Aunque ya no camino las distancias de antes, he subido a pata al volcán Galeras y cada vez que puedo ir a un páramo, allá me encaramo. Claro, con un caballo a mano, por si las moscas. Porque además, después de grande he descubierto los encantos de la caballería.

Las anécdotas con los niños son las mejores. En las etapas iniciales debía alternar el uso de la prótesis con el de las muletas. Un día en el pasillo de un hotel, un niñito me vio pasar con las muletas y sin la prótesis y le dijo en voz alta a su mamá: “Mami, mami, ¿qué pasa en este hotel que los señores andan sin pierna?”. La señora se puso como un tomate.

Otra vez, un niño de esos a quienes sus papás les celebran todas las malas crianzas, tenía la maña de acercarse a un adulto y darle un patada en la canilla para después morirse de la risa de ver la cara de la pobre víctima. Un día se me acercó y ¡zas!, pateó mi prótesis. Por supuesto, quedé impávido. Me miró por unos instantes y no aguantó: se puso a llorar a moco tendido. Había machacado sus dedos del pie contra el alma de acero de mi pierna artificial. Después me volví su héroe. Era yo el primer hombre biónico que conocía.

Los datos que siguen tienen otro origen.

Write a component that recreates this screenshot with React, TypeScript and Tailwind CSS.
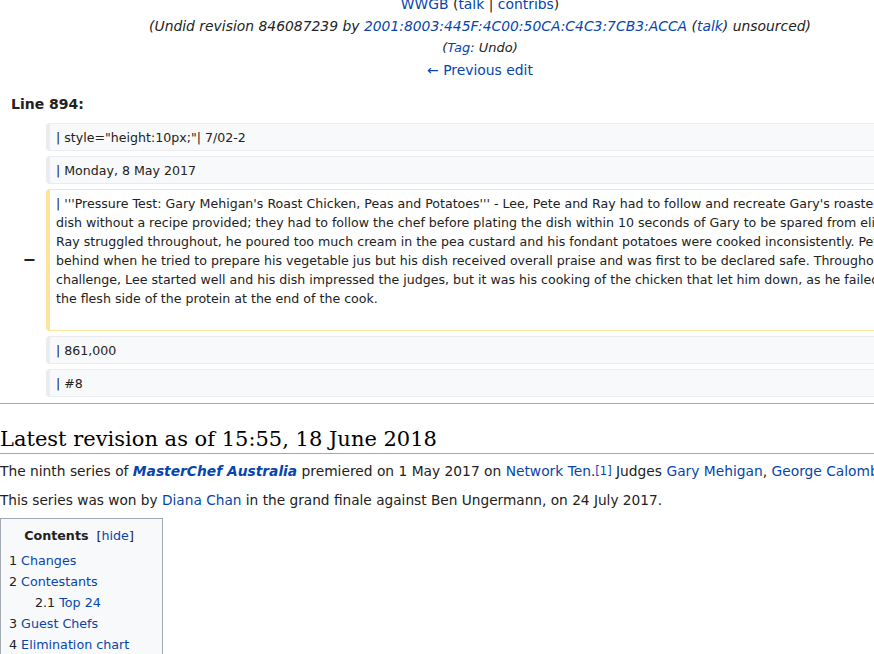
import React from "react";

const sans = { fontFamily: '"DejaVu Sans", sans-serif' };
const serif = { fontFamily: '"DejaVu Serif", serif' };

const L = ({ children, className = "" }: { children: React.ReactNode; className?: string }) => (
  <span className={"text-[#0645ad] " + className}>{children}</span>
);

function CtxRow({ text }: { text: string }) {
  return (
    <div className="flex">
      <div className="w-[46px] shrink-0" />
      <div className="w-[912px] shrink-0 bg-[#f8f9fa] border border-[#eaecf0] border-l-4 rounded-[4px] pt-[4px] pb-[3px] pl-[6px] text-[12.6px] leading-[19px] text-[#222] whitespace-nowrap overflow-hidden">
        {text}
      </div>
    </div>
  );
}

const delLines = [
  "| '''Pressure Test: Gary Mehigan's Roast Chicken, Peas and Potatoes''' - Lee, Pete and Ray had to follow and recreate Gary's roasted chicken",
  "dish without a recipe provided; they had to follow the chef before plating the dish within 10 seconds of Gary to be spared from elimination.",
  "Ray struggled throughout, he poured too much cream in the pea custard and his fondant potatoes were cooked inconsistently. Pete fell",
  "behind when he tried to prepare his vegetable jus but his dish received overall praise and was first to be declared safe. Throughout the",
  "challenge, Lee started well and his dish impressed the judges, but it was his cooking of the chicken that let him down, as he failed to",
  "the flesh side of the protein at the end of the cook.",
  "\u00a0",
];

export default function App() {
  return (
    <div className="w-[874px] h-[654px] overflow-hidden bg-white text-[#222]" style={sans}>
      <div className="w-[960px]">
        {/* titles */}
        <div className="-mt-[7px] text-center text-[13.9px] leading-[22px]">
          <div>
            <L>WWGB</L> (<L>talk</L> | <L>contribs</L>)
          </div>
          <div className="italic">
            (Undid revision 846087239 by <L>2001:8003:445F:4C00:50CA:C4C3:7CB3:ACCA</L> (<L>talk</L>) unsourced)
          </div>
          <div className="italic text-[13px]">
            (<L>Tag</L>: Undo)
          </div>
          <div>
            <L>← Previous edit</L>
          </div>
        </div>

        {/* line number */}
        <div className="mt-[12px] pl-[11px] text-[14px] leading-[22px] font-bold">Line 894:</div>

        {/* diff rows */}
        <div className="mt-[8px] flex flex-col gap-[5px]">
          <CtxRow text={'| style="height:10px;"| 7/02-2'} />
          <CtxRow text="| Monday, 8 May 2017" />
          <div className="flex">
            <div className="w-[46px] shrink-0 flex items-center justify-end pr-[10px] text-[16px] font-bold">−</div>
            <div className="w-[912px] shrink-0 bg-white border border-[#ffe49c] border-l-4 rounded-[4px] pt-[4px] pb-[3px] pl-[6px] text-[12.6px] leading-[19px] text-[#222] whitespace-nowrap overflow-hidden">
              {delLines.map((l, i) => (
                <div key={i}>{l}</div>
              ))}
            </div>
          </div>
          <CtxRow text="| 861,000" />
          <CtxRow text="| #8" />
        </div>
      </div>

      <div className="mt-[6px] border-t border-[#a2a9b1]" />

      <h2 className="mt-[21px] pt-[1px] border-b border-[#a2a9b1] text-[21px] leading-[27px] text-black whitespace-nowrap" style={serif}>
        Latest revision as of 15:55, 18 June 2018
      </h2>

      <p className="mt-[6px] text-[13.8px] leading-[22px] whitespace-nowrap">
        The ninth series of <L className="font-bold italic">MasterChef Australia</L> premiered on 1 May 2017 on{" "}
        <L>Network Ten</L>.<sup className="text-[11.5px] text-[#0645ad] relative -top-[1px]">[1]</sup> Judges{" "}
        <L>Gary Mehigan</L>, <L>George Calombaris</L> and <L>Matt Preston</L> returned.
      </p>
      <p className="mt-[7px] text-[13.7px] leading-[22px] whitespace-nowrap">
        This series was won by <L>Diana Chan</L> in the grand finale against Ben Ungermann, on 24 July 2017.
      </p>

      {/* TOC */}
      <div className="mt-[7px] w-[163px] border border-[#a2a9b1] bg-[#f8f9fa] pt-[7px] pb-[7px] pl-[8px] text-[12.7px]">
        <div className="text-center leading-[20px] pr-[13px]">
          <span className="font-bold">Contents</span>
          <span className="ml-[8px]">
            [<L>hide</L>]
          </span>
        </div>
        <div className="mt-[4px] leading-[21px]">
          <div>
            1 <L>Changes</L>
          </div>
          <div>
            2 <L>Contestants</L>
          </div>
          <div className="pl-[26px]">
            2.1 <L>Top 24</L>
          </div>
          <div>
            3 <L>Guest Chefs</L>
          </div>
          <div>
            4 <L>Elimination chart</L>
          </div>
          <div>
            5 <L>Episodes</L>
          </div>
        </div>
      </div>
    </div>
  );
}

Otro día estaba acostado en una hamaca con la prótesis al lado. Llegó el hijito de un amigo a proponerme que le enseñara a quitarse la pierna, como hacía yo. Siguiendo mi consejo, pasó días enteros frotándose la rodilla para que se le ablandara el hueso antes de que le explicara lo que realmente me había pasado. Sin embargo, creo que no quedó muy convencido con la nueva versión. Le gustaba más la primera.

Cuando estuve en Nicaragua durante la guerra entre los sandinistas y la contra, me invitaban a los hospitales de soldados amputados para que les diera moral a esos muchachos víctimas de las minas quiebrapatas. Me miraban con verdadero asombro cuando me veían saltando en una pata, ¡la de palo!

Mi mayor orgullo es bailar como un trompo. Como buen pastuso, me encanta la salsa y disfruto sacándole brillo al piso cada vez que tengo oportunidad. Y la pierna se comporta a las mil maravillas.

Hace poco, me contaron que en un hospital de campaña donde los paramilitares tienen un grupo numeroso de jóvenes amputados, soy fuente de su optimismo. Según las versiones, dicen que si yo ando por la vida con tanta propiedad, camino sin que se note y estoy casado con una mujer linda, con todo y la pierna cortada, ellos pueden hacer lo mismo.

Por cierto, circulan chistes de buen y mal humor. Uno habla acerca de mi condición altamente ecológica, pues soy de Pasto, tengo una pata de palo y ando con un tronco de mujer. Claro, a ella no le gusta el chiste.

Cuando llego a una piscina soy el centro del interés. Todo el mundo siente curiosidad de ver cómo es el asunto cuando me quito la toalla y son comunes los comentarios acerca de qué bien nada “el Navarro” con una sola pata. Mi hijo menor está enamorado de la pierna más chiquita, “la chuchita”, como la llama, porque es más suavecita que la grandota.

En fin, aunque los políticos que no me quieren me dicen “cojo tal por cual”, estoy convencido de que vivir con una sola pierna es más excitante que vivir con las dos. Les dejo esa inquietud a los bípedos que andan por la vida aburridos como ostras. Piénsenlo.